What Are The Heat Characteristics Of Graphite?

Louise Davis

The next time you boil a kettle, consider this: After turning it off, instead of staying hot and slowly warming the surrounding kitchen, it quickly cools to room temperature and its heat hurtles away in the form of a boiling hot wave.

We know heat doesn’t behave this way in our day-to-day surroundings. But now MIT researchers have observed this seemingly implausible mode of heat transport, known as ‘second sound’ in a rather commonplace material: graphite — the stuff of pencil lead.

At temperatures of 120 kelvin, or -240 degrees Fahrenheit, they saw clear signs that heat can travel through graphite in a wavelike motion. Points that were originally warm are left instantly cold, as the heat moves across the material at close to the speed of sound. The behaviour resembles the wavelike way in which sound travels through air.  

The new results represent the highest temperature at which scientists have observed second sound. 

This suggests that graphite, and perhaps its high-performance relative, graphene, may efficiently remove heat in microelectronic devices in a way that was previously unrecognised.

“There’s a huge push to make things smaller and denser for devices like our computers and electronics, and thermal management becomes more difficult at these scales,” said Keith Nelson, the Haslam and Dewey Professor of Chemistry at MIT. “There’s good reason to believe that second sound might be more pronounced in graphene, even at room temperature. If it turns out graphene can efficiently remove heat as waves, that would certainly be wonderful.”

Normally, heat travels through crystals in a diffusive manner, carried by phonons, or packets of acoustic vibrational energy. The microscopic structure of any crystalline solid is a lattice of atoms that vibrate as heat moves through the material. These lattice vibrations, the phonons, ultimately carry heat away, diffusing it from its source, though that source remains the warmest region, much like a kettle gradually cooling on a stove.

The kettle remains the warmest spot because as heat is carried away by molecules in the air, these molecules are constantly scattered in every direction, including back toward the kettle. This ‘back-scattering’ occurs for phonons as well, keeping the original heated region of a solid the warmest spot even as heat diffuses away.

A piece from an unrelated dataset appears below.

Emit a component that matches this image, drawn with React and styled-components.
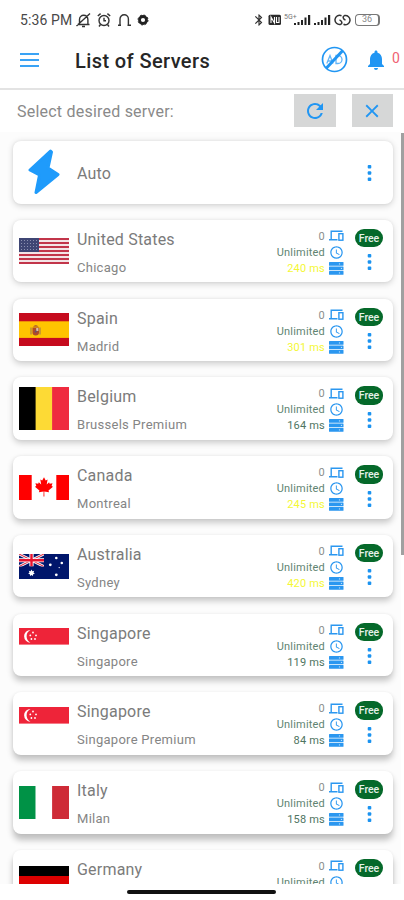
import React from 'react'
import styled, { createGlobalStyle } from 'styled-components'
import { MdAccessTime, MdRefresh, MdClose, MdNotifications, MdBluetooth } from 'react-icons/md'


const servers = [
    { id: 1, flag: 'us', country: 'United States', city: 'Chicago', ping: 240 },
    { id: 2, flag: 'es', country: 'Spain', city: 'Madrid', ping: 301 },
    { id: 3, flag: 'be', country: 'Belgium', city: 'Brussels Premium', ping: 164 },
    { id: 4, flag: 'ca', country: 'Canada', city: 'Montreal', ping: 245 },
    { id: 5, flag: 'au', country: 'Australia', city: 'Sydney', ping: 420 },
    { id: 6, flag: 'sg', country: 'Singapore', city: 'Singapore', ping: 119 },
    { id: 7, flag: 'sg', country: 'Singapore', city: 'Singapore Premium', ping: 84 },
    { id: 8, flag: 'it', country: 'Italy', city: 'Milan', ping: 158 },
    { id: 9, flag: 'de', country: 'Germany' },
]

const UsFlag = () => (
    <svg width="50" height="26" viewBox="0 0 50 26">
        <rect width="50" height="26" fill="#f3e4e6" />
        {[0, 2, 4, 6, 8, 10, 12].map((i) => (
            <rect key={i} y={i * 2} width="50" height="2" fill="#c2354a" />
        ))}
        <rect width="20" height="14" fill="#3f4674" />
        {[2, 5, 8, 11].map((y) => (
            <path key={y} d={`M2 ${y + 0.5}h17`} stroke="#8c90b0" strokeWidth="1" strokeDasharray="1 2" />
        ))}
    </svg>
)

const SpainFlag = () => (
    <svg width="50" height="33" viewBox="0 0 50 33">
        <rect width="50" height="33" fill="#c60b1e" />
        <rect y="8.3" width="50" height="16.6" fill="#ffc400" />
        <path d="M12 14.5v7M21 14.5v7" stroke="#a8804a" strokeWidth="1.2" />
        <path d="M13.5 14.5h6.5v5a3.2 3 0 0 1-6.5 0z" fill="#ad4a2c" />
        <path d="M14 13.8q2.7-3.5 5.6 0z" fill="#b5652b" />
        <path d="M17.2 15h2.2v3h-2.2z" fill="#d9c0a8" />
        <circle cx="16.8" cy="18.5" r="1" fill="#5d5577" />
    </svg>
)

const BelgiumFlag = () => (
    <svg width="50" height="43" viewBox="0 0 50 43">
        <rect width="17" height="43" fill="#000" />
        <rect x="16.6" width="17" height="43" fill="#fdda35" />
        <rect x="33.1" width="16.9" height="43" fill="#ef2b3f" />
    </svg>
)

const CanadaFlag = () => (
    <svg width="50" height="25" viewBox="0 0 50 25">
        <rect width="50" height="25" fill="#fff" />
        <rect width="12.7" height="25" fill="#f00" />
        <rect x="37.3" width="12.7" height="25" fill="#f00" />
        <path
            d="M25 2.3l-1.8 3.3-1.9-1 .9 5-2.4-2.3-.6 1.4-2.8-.5.9 2.8-1.4.8 4.5 3.8-.5 1.7 4.7-.7-.1 5h.9l-.1-5 4.7.7-.5-1.7 4.5-3.8-1.4-.8.9-2.8-2.8.5-.6-1.4-2.4 2.3.9-5-1.9 1z"
            fill="#f00"
        />
    </svg>
)

const AustraliaFlag = () => (
    <svg width="50" height="25" viewBox="0 0 50 25">
        <rect width="50" height="25" fill="#00166b" />
        <svg width="25" height="12.5" viewBox="0 0 25 12.5">
            <path d="M0 0l25 12.5M25 0L0 12.5" stroke="#fff" strokeWidth="2.8" />
            <path d="M0 0l25 12.5M25 0L0 12.5" stroke="#e0263e" strokeWidth="1.1" />
            <path d="M12.5 0v12.5M0 6.25h25" stroke="#fff" strokeWidth="4.2" />
            <path d="M12.5 0v12.5M0 6.25h25" stroke="#e8112d" strokeWidth="2.4" />
        </svg>
        <g fill="#fff">
            <path d="M12.5 15.6l.9 1.6 1.8-.4-.7 1.7 1.3 1.2-1.7.6-.1 1.8-1.5-1-1.5 1-.1-1.8-1.7-.6 1.3-1.2-.7-1.7 1.8.4z" />
            <circle cx="37.3" cy="4" r="1.3" />
            <circle cx="31.3" cy="10.8" r="1.4" />
            <circle cx="42.8" cy="9" r="1.3" />
            <circle cx="40.2" cy="13.6" r=".7" />
            <circle cx="37.3" cy="20.8" r="1.4" />
        </g>
    </svg>
)

// sits in the upper half of its box
const SingaporeFlag = () => (
    <svg width="50" height="33" viewBox="0 0 50 33">
        <rect width="50" height="16.6" fill="#ee2439" />
        <path d="M11.5 1.9a6.4 6.4 0 1 0 0 12.8a7.2 7.2 0 0 1 0-12.8z" fill="#fff" />
        <g fill="#fff">
            <circle cx="14" cy="4.5" r=".9" />
            <circle cx="11.3" cy="7.4" r=".9" />
            <circle cx="17" cy="7.4" r=".9" />
            <circle cx="12.4" cy="11" r=".9" />
            <circle cx="16" cy="11" r=".9" />
        </g>
    </svg>
)

const ItalyFlag = () => (
    <svg width="50" height="33" viewBox="0 0 50 33">
        <rect width="16.7" height="33" fill="#009246" />
        <rect x="16.7" width="16.7" height="33" fill="#fff" />
        <rect x="33.1" width="16.9" height="33" fill="#ce2b37" />
    </svg>
)

const GermanyFlag = () => (
    <svg width="50" height="30" viewBox="0 0 50 30">
        <rect width="50" height="10" fill="#000" />
        <rect y="10" width="50" height="10" fill="#d00" />
        <rect y="20" width="50" height="10" fill="#ffce00" />
    </svg>
)

const flags = {
    us: UsFlag,
    es: SpainFlag,
    be: BelgiumFlag,
    ca: CanadaFlag,
    au: AustraliaFlag,
    sg: SingaporeFlag,
    it: ItalyFlag,
    de: GermanyFlag,
}

const Bolt = () => (
    <svg width="32" height="46" viewBox="0 0 32 46">
        <path
            d="M22.500 2L2 21l9.500 5L8 43.500 30 25.500l-10-6.500L23.500 3z"
            fill="#1f9bfb"
            stroke="#1f9bfb"
            strokeWidth="3"
            strokeLinejoin="round"
        />
    </svg>
)

const Devices = () => (
    <svg width="15" height="12" viewBox="0 0 15 12" fill="none" stroke="#2b97f0" strokeWidth="1.400">
        <path d="M13.500 1.200H2.200V9M0 9.700h8.500" />
        <rect x="9.900" y="3.700" width="4" height="6.500" />
    </svg>
)

const Storage = () => (
    <svg width="15" height="13" viewBox="0 0 15 13">
        <g fill="#2b97f0">
            <rect width="14.500" height="3.700" rx=".5" />
            <rect y="4.500" width="14.500" height="3.700" rx=".5" />
            <rect y="9" width="14.500" height="3.700" rx=".5" />
        </g>
        <g fill="#b9dcfb">
            <circle cx="10.500" cy="1.900" r=".7" />
            <circle cx="12.500" cy="6.400" r=".7" />
            <circle cx="10.500" cy="10.900" r=".7" />
        </g>
    </svg>
)

const Dots = () => (
    <svg width="5" height="18" viewBox="0 0 5 18">
        <g fill="#1b93f0">
            <rect x=".7" y="1" width="3.600" height="3.600" rx="1" />
            <rect x=".7" y="7.200" width="3.600" height="3.600" rx="1" />
            <rect x=".7" y="13.400" width="3.600" height="3.600" rx="1" />
        </g>
    </svg>
)

const StatusLeftIcons = () => (
    <svg width="76" height="16" viewBox="0 0 76 16" fill="none" stroke="#333" strokeWidth="1.400">
        {/* muted bell */}
        <path d="M2.500 12.500h12M4.500 12V7.500a4.200 4.200 0 0 1 8.400 0V12M7 14.500h3M1.500 14L15 1.500" />
        {/* alarm */}
        <circle cx="29" cy="8.500" r="5" />
        <path d="M29 5.800v3h2M22.800 4l2.800-2.400M35.200 4l-2.800-2.400M25.500 12.500l-1.500 2M32.500 12.500l1.500 2" />
        {/* headset */}
        <path d="M43 13.200h3M45 13V7a4.200 4.200 0 0 1 8.400 0v6M52.500 13.200h3.500" />
        {/* gear */}
        <circle cx="68" cy="8" r="3.500" stroke="#222" strokeWidth="2.800" />
        <circle cx="68" cy="8" r="5" stroke="#222" strokeWidth="1" strokeDasharray="2 1.930" />
    </svg>
)

const Signal = () => (
    <svg width="19" height="12" viewBox="0 0 19 12" fill="#222">
        <rect x="1" y="9" width="2" height="2" />
        <rect x="4.500" y="8" width="2" height="3" />
        <rect x="8" y="6" width="2" height="5" />
        <rect x="11.500" y="3.500" width="2" height="7.500" />
        <rect x="15" y="1" width="2.200" height="10" />
    </svg>
)

const StatusRightIcons = () => (
    <>
        <svg width="14" height="12" viewBox="0 0 14 12">
            <rect x=".5" y=".8" width="12.500" height="10.200" rx="1.500" fill="#2b2b2b" />
            <path d="M3 9V3l3.500 6V3M8.500 3v5.500h2.500V3" stroke="#fff" strokeWidth="1.100" fill="none" />
        </svg>
        <Network>5G+</Network>
        <Signal />
        <Signal />
        <svg width="17" height="12" viewBox="0 0 17 12" fill="none" stroke="#333" strokeWidth="1.500">
            <path d="M7.500 1.700a4.600 4.600 0 1 0-1 8.700C9 9.500 7.500 6.500 5.500 6M9.500 10.300a4.600 4.600 0 1 0 1-8.700C8 2.500 9.500 5.500 11.500 6" />
        </svg>
        <Battery>36</Battery>
    </>
)

const NoAds = () => (
    <svg width="27" height="27" viewBox="0 0 27 27" fill="none" stroke="#2196f3" strokeWidth="1.700">
        <circle cx="13.500" cy="13.500" r="12" />
        <path d="M5.800 17.500l3.200-8 3 8M7 15h4M15 9.500v8h2a4 4 0 0 0 0-8z" strokeWidth="1.300" stroke="#63b5f7" />
        <path d="M21.800 4.500L5 22.500" strokeWidth="3" />
    </svg>
)

const ServerCard = ({ server, depth }) => {
    const Flag = flags[server.flag]

    return (
        <Card $depth={depth}>
            <Picture>
                <Flag />
            </Picture>
            <Names>
                <Country>{server.country}</Country>
                <City>{server.city}</City>
            </Names>
            <Stats>
                <Stat $color="#8b8f8d">0 <Devices /></Stat>
                <Stat $color="#5f8472">Unlimited <MdAccessTime size={15} /></Stat>
                {server.ping && (
                    <Stat $color={server.ping >= 200 ? '#f4f736' : '#4f7562'}>
                        {server.ping} ms <Storage />
                    </Stat>
                )}
            </Stats>
            <Actions>
                <Badge>Free</Badge>
                <Dots />
            </Actions>
        </Card>
    )
}

const App = () => {
    return (
        <Screen>
            <GlobalStyle />
            <StatusBar>
                <Time>5:36 PM</Time>
                <StatusLeftIcons />
                <StatusRight>
                    <MdBluetooth size={14} />
                    <StatusRightIcons />
                </StatusRight>
            </StatusBar>
            <Header>
                <MenuButton>
                    <span />
                    <span />
                    <span />
                </MenuButton>
                <h1>List of Servers</h1>
                <HeaderIcons>
                    <NoAds />
                    <MdNotifications size={24} />
                    <Count>0</Count>
                </HeaderIcons>
            </Header>
            <Toolbar>
                <p>Select desired server:</p>
                <ToolButton><MdRefresh size={24} /></ToolButton>
                <ToolButton><MdClose size={22} /></ToolButton>
            </Toolbar>
            <Body>
                <List>
                    <Card $depth={0}>
                        <Picture>
                            <Bolt />
                        </Picture>
                        <Names $single>
                            <Country>Auto</Country>
                        </Names>
                        <Actions $center>
                            <Dots />
                        </Actions>
                    </Card>
                    {servers.map((server, i) => (
                        <ServerCard key={server.id} server={server} depth={i + 1} />
                    ))}
                </List>
                <ScrollTrack>
                    <ScrollThumb />
                </ScrollTrack>
            </Body>
            <NavBar>
                <Handle />
            </NavBar>
        </Screen>
    )
}

const GlobalStyle = createGlobalStyle`
    * {
        box-sizing: border-box;
        margin: 0;
        padding: 0;
    }
    body {
        background: #fff;
        font-family: Roboto, "Liberation Sans", sans-serif;
    }
    svg {
        display: block;
        flex-shrink: 0;
    }
`;

const Screen = styled.div`
    width: 404px;
    height: 900px;
    display: flex;
    flex-direction: column;
    overflow: hidden;
    background: #fff;
`;

const StatusBar = styled.div`
    height: 40px;
    display: flex;
    align-items: center;
    padding: 0 24px 0 20px;
    color: #333;
`;

const Time = styled.span`
    width: 55px;
    font-size: 14px;
    white-space: nowrap;
    letter-spacing: 0.1px;
    color: #484848;
`;

const StatusRight = styled.div`
    display: flex;
    align-items: center;
    margin-left: auto;
    gap: 1.500px;
`;

const Network = styled.span`
    width: 13px;
    align-self: flex-start;
    font-size: 7px;
    line-height: 8px;
    color: #777;
    margin-right: -6px;
    margin-left: 1px;
`;

const Battery = styled.span`
    width: 25px;
    height: 12px;
    border: 1.5px solid #777;
    border-right-width: 2.5px;
    border-radius: 4px;
    margin-left: 3px;
    font-size: 9px;
    line-height: 9px;
    text-align: center;
    color: #888;
`;

const Header = styled.header`
    height: 50px;
    display: flex;
    align-items: center;
    padding: 0 4px 9px 20px;
    border-bottom: 2px solid #e3e3e3;

    h1 {
        margin-left: 36px;
        padding-top: 2px;
        font-size: 20px;
        font-weight: 500;
        letter-spacing: 0.4px;
        color: #262626;
    }
`;

const MenuButton = styled.button`
    width: 19px;
    display: flex;
    flex-direction: column;
    gap: 4px;
    border: 0;
    background: none;

    span {
        height: 2px;
        background: #3aa3f5;
    }
`;

const HeaderIcons = styled.div`
    display: flex;
    align-items: center;
    margin-left: auto;
    color: #2196f3;

    svg + svg {
        margin-left: 16px;
    }
`;

const Count = styled.span`
    width: 8px;
    margin: -4px 0 0 4px;
    font-size: 14px;
    line-height: 18px;
    color: #f06272;
`;

const Toolbar = styled.div`
    height: 42px;
    display: flex;
    align-items: center;
    padding: 0 11px 0 17px;

    p {
        flex: 1;
        font-size: 16px;
        letter-spacing: 0.22px;
        color: #8a8a8a;
        padding-top: 1px;
    }
`;

const ToolButton = styled.button`
    width: 41.500px;
    height: 33px;
    display: flex;
    align-items: center;
    justify-content: center;
    margin-left: 16px;
    margin-bottom: 1px;
    border: 0;
    background: #d6d7d7;
    color: #2196f3;
`;

const Body = styled.div`
    flex: none;
    height: 752px;
    display: flex;
    overflow: hidden;
`;

const List = styled.div`
    flex: 1;
    display: flex;
    flex-direction: column;
    gap: 16.25px;
    padding: 9px 7.500px 0 13px;
    background: #fcfcfc;
`;

const Card = styled.div`
    flex: none;
    height: 62.500px;
    display: flex;
    padding-left: 6px;
    border-radius: 8px;
    background: #fff;
    box-shadow: 0 ${(props) => 1.5 + props.$depth * 0.5}px 6px rgba(0, 0, 0, ${(props) => 0.16 + props.$depth * 0.01}),
        0 0 3px rgba(0, 0, 0, 0.05);
`;

const Picture = styled.div`
    width: 50px;
    display: flex;
    align-items: center;
    justify-content: center;
`;

const Names = styled.div`
    flex: 1;
    display: flex;
    flex-direction: column;
    justify-content: ${(props) => (props.$single ? 'center' : 'flex-start')};
    gap: 11px;
    padding-left: 8px;
    padding-top: ${(props) => (props.$single ? '3px' : '10px')};
`;

const Country = styled.div`
    font-size: 16px;
    line-height: 19px;
    letter-spacing: 0.2px;
    color: #7b7b7b;
`;

const City = styled.div`
    font-size: 13px;
    line-height: 15px;
    letter-spacing: 0.28px;
    color: #858585;
`;

const Stats = styled.div`
    display: flex;
    flex-direction: column;
    padding-top: 8.500px;
`;

const Stat = styled.div`
    height: 16px;
    display: flex;
    align-items: center;
    justify-content: flex-end;
    font-size: 11px;
    letter-spacing: 0.2px;
    color: ${(props) => props.$color};

    svg {
        margin-left: 4px;
        color: #2b97f0;
    }
`;

const Actions = styled.div`
    width: 49px;
    display: flex;
    flex-direction: column;
    align-items: center;
    justify-content: ${(props) => (props.$center ? 'center' : 'flex-start')};
    gap: 6px;
    padding-left: 1px;
    padding-top: ${(props) => (props.$center ? '1px' : '9px')};
`;

const Badge = styled.span`
    width: 28.500px;
    height: 18.500px;
    border-radius: 9px;
    background: #05692a;
    color: #e6f2e9;
    font-size: 10.500px;
    font-weight: 500;
    line-height: 20px;
    text-align: center;
`;

const ScrollTrack = styled.div`
    width: 3.500px;
`;

const ScrollThumb = styled.div`
    height: 421.500px;
    margin-top: 1px;
    background: #a0a0a0;
`;

const NavBar = styled.div`
    flex: 1;
    display: flex;
    justify-content: center;
    padding: 6px 2px 0 0;
    background: #fff;
`;

const Handle = styled.div`
    width: 149px;
    height: 4px;
    border-radius: 2px;
    background: #111;
`;

export default App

However, in materials that exhibit second sound, this back-scattering is heavily suppressed. Phonons instead conserve momentum and hurtle away en masse, and the heat stored in the phonons is carried as a wave. Thus, the point that was originally heated is almost instantly cooled, at close to the speed of sound.
Previous theoretical work  had suggested that, within a range of temperatures, phonons in graphene may interact predominately in a momentum-conserving fashion, indicating that graphene may exhibit second sound.